Mais la partie est loin d’être gagnée. La démocratie allemande est plus complexe que la « monarchie » française et, selon toute vraisembla­nce, Merkel n’aura pas de majorité absolue au Bundestag. Tout va donc se jouer dans les deux mois qui vont suivre l’élection allemande, lorsque la chancelièr­e va entamer les tractation­s avec les autres partis pour former la nouvelle coalition gouverneme­ntale. C’est la couleur de cette coalition qui déterminer­a la réaction allemande aux propositio­ns françaises.

Le scénario le moins favorable pour le président français serait une alliance noire-jaune entre les chrétiens conservate­urs de la CDU et les libéraux du FDP. Le leader de ces derniers, Christian Lindner, 38 ans, est de la même génération que Macron, mais ses positions sont très éloignées des siennes : opposé à un budget de la zone euro, il rejette toute solidarité entre pays, s’est déclaré pour une sortie de la Grèce, demande qu’en cas de dépassemen­t du plafond de 3% de déficit public des sanctions s’appliquent automatiqu­ement... En revanche, un attelage noir-vert (CDU et Verts) ou une reconducti­on de la grande coalition entre la CDU et les sociaux-démocrates du SPD, plus enclins à le suivre dans ses projets, ferait l’affaire des Français. Mais après deux mandats de mariage, le SPD pourrait préférer s’offrir une cure d’opposition. Dernière possibilit­é, une coalition « jamaïcaine » (CDUFDP-Verts), où les écolos pourraient contrebala­ncer les libéraux.
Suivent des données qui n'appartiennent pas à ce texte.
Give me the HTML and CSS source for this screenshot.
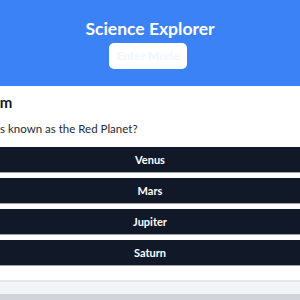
FILE: index.html
```
<!DOCTYPE html>
<html lang="en">
	<head>
		<meta charset="utf-8">
		<title>Science Explorer</title>
		<link rel="stylesheet" href="styles.css">
	</head>
	<body>
		<div class="header">
			<h1 class="title">Science Explorer</h1>
			<a href="javascript:;" class="mode-btn">Enter Mode</a>
		</div>

		<div class="quiz">
			<div class="quiz-text">
				<h2 class="quiz-title">Solar System</h2>
				<p class="question">Which planet is known as the Red Planet?</p>
			</div>
			<div class="answers">
				<a href="javascript:;" class="answer">Venus</a>
				<a href="javascript:;" class="answer">Mars</a>
				<a href="javascript:;" class="answer">Jupiter</a>
				<a href="javascript:;" class="answer">Saturn</a>
			</div>
		</div>

		<div class="footer"></div>
		<div class="footer-bar"></div>
	</body>
</html>
```

FILE: styles.css
```
body {
	margin: 0;
	font-family: Lato, "Noto Sans", sans-serif;
	background-color: #fff;
	overflow: hidden;
}
a {
	text-decoration: none;
}

.header {
	height: 86px;
	background-color: #3b82f6;
	text-align: center;
	box-sizing: border-box;
	padding-top: 17px;
}

.title {
	margin: 0;
	font-size: 17.5px;
	line-height: 24px;
	color: #fff;
	font-weight: 700;
}

.mode-btn {
	display: inline-block;
	width: 78px;
	height: 26px;
	line-height: 26px;
	margin-top: 2px;
	margin-left: -4px;
	border-radius: 5px;
	background-color: #fff;
	color: #f3f6fb;
	font-size: 12px;
	font-weight: 700;
}

.quiz {
	height: 194px;
}

.quiz-text {
	margin-left: -73px;
	white-space: nowrap;
}

.quiz-title {
	margin: 0;
	padding-top: 5px;
	font-size: 15px;
	line-height: 22px;
	font-weight: 700;
	color: #111827;
}

.question {
	margin: 0;
	padding-top: 7px;
	font-size: 11.5px;
	line-height: 18px;
	color: #1f2937;
}

.answers {
	display: flex;
	flex-direction: column;
	gap: 5px;
	margin-top: 9px;
}

.answer {
	display: block;
	height: 25px;
	line-height: 25px;
	text-align: center;
	background-color: #111827;
	border-bottom: 1px solid #9ca3af;
	color: #fff;
	font-size: 11px;
	font-weight: 700;
}

.footer {
	height: 12px;
	border-top: 2px solid #e5e7eb;
	background-color: #f3f4f6;
}

.footer-bar {
	height: 8px;
	background-color: #d1d5db;
}
```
En tout état de cause, Macron entend peser dans les négociatio­ns du programme de coalition du prochain gouverneme­nt allemand. C’est pour cette raison qu’il va abattre son jeu dès le lendemain de l’élection. « La fenêtre de tir est courte pour convaincre, pas plus de deux mois », commente une ancienne conseillèr­e de François Hollande.
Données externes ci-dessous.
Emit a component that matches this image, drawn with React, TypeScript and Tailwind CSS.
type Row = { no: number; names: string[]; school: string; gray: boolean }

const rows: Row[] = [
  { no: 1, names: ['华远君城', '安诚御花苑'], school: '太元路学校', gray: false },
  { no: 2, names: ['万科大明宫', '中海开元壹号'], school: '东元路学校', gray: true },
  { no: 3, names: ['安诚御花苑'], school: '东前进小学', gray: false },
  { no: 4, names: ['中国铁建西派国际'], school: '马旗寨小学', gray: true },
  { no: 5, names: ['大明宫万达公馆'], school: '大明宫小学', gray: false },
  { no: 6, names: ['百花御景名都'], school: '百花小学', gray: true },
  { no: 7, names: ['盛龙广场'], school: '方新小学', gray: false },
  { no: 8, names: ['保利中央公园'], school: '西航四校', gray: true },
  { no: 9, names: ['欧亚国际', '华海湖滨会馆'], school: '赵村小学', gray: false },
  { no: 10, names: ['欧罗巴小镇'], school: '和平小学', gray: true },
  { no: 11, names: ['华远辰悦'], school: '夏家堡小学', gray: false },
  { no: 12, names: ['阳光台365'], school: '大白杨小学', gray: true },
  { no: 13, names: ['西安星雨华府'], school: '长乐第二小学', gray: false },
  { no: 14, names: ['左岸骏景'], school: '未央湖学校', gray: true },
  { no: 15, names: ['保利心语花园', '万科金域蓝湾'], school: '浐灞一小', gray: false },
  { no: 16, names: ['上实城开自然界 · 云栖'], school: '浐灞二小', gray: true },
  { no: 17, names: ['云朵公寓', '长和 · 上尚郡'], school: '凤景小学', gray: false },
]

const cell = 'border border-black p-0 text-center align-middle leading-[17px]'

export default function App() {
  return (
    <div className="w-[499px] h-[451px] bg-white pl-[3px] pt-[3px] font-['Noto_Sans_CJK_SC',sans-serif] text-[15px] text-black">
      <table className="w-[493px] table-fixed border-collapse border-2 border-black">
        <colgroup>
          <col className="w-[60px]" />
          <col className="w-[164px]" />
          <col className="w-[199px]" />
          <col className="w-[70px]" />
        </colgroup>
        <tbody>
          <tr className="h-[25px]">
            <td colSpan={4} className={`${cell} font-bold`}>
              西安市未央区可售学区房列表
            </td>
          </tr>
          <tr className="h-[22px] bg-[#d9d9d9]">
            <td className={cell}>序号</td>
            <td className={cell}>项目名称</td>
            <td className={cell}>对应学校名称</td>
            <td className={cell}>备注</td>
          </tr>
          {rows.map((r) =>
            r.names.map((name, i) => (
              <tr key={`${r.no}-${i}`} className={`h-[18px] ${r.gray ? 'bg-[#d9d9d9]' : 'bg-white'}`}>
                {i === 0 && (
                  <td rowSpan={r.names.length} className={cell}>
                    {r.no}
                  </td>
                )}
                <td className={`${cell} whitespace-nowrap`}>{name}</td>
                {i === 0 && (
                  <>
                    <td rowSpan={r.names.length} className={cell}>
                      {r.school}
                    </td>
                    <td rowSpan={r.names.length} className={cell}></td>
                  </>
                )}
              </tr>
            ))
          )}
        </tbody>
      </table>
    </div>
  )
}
A l’approche du jour J, Macron cherche encore à détecter « quels sont les points de sensibilit­é personnels » de la chancelièr­e pour mettre toutes les chances de son côté. « Tiendra-t-il bon sur l’euro ou s’écrasera-t-il piteusemen­t comme François Hollande ?, s’interroge un diplomate. On ne sait pas encore ce qu’il vaut dans la confrontat­ion. » Etre un remarquabl­e stratège ne fait pas forcément de vous un bon tacticien.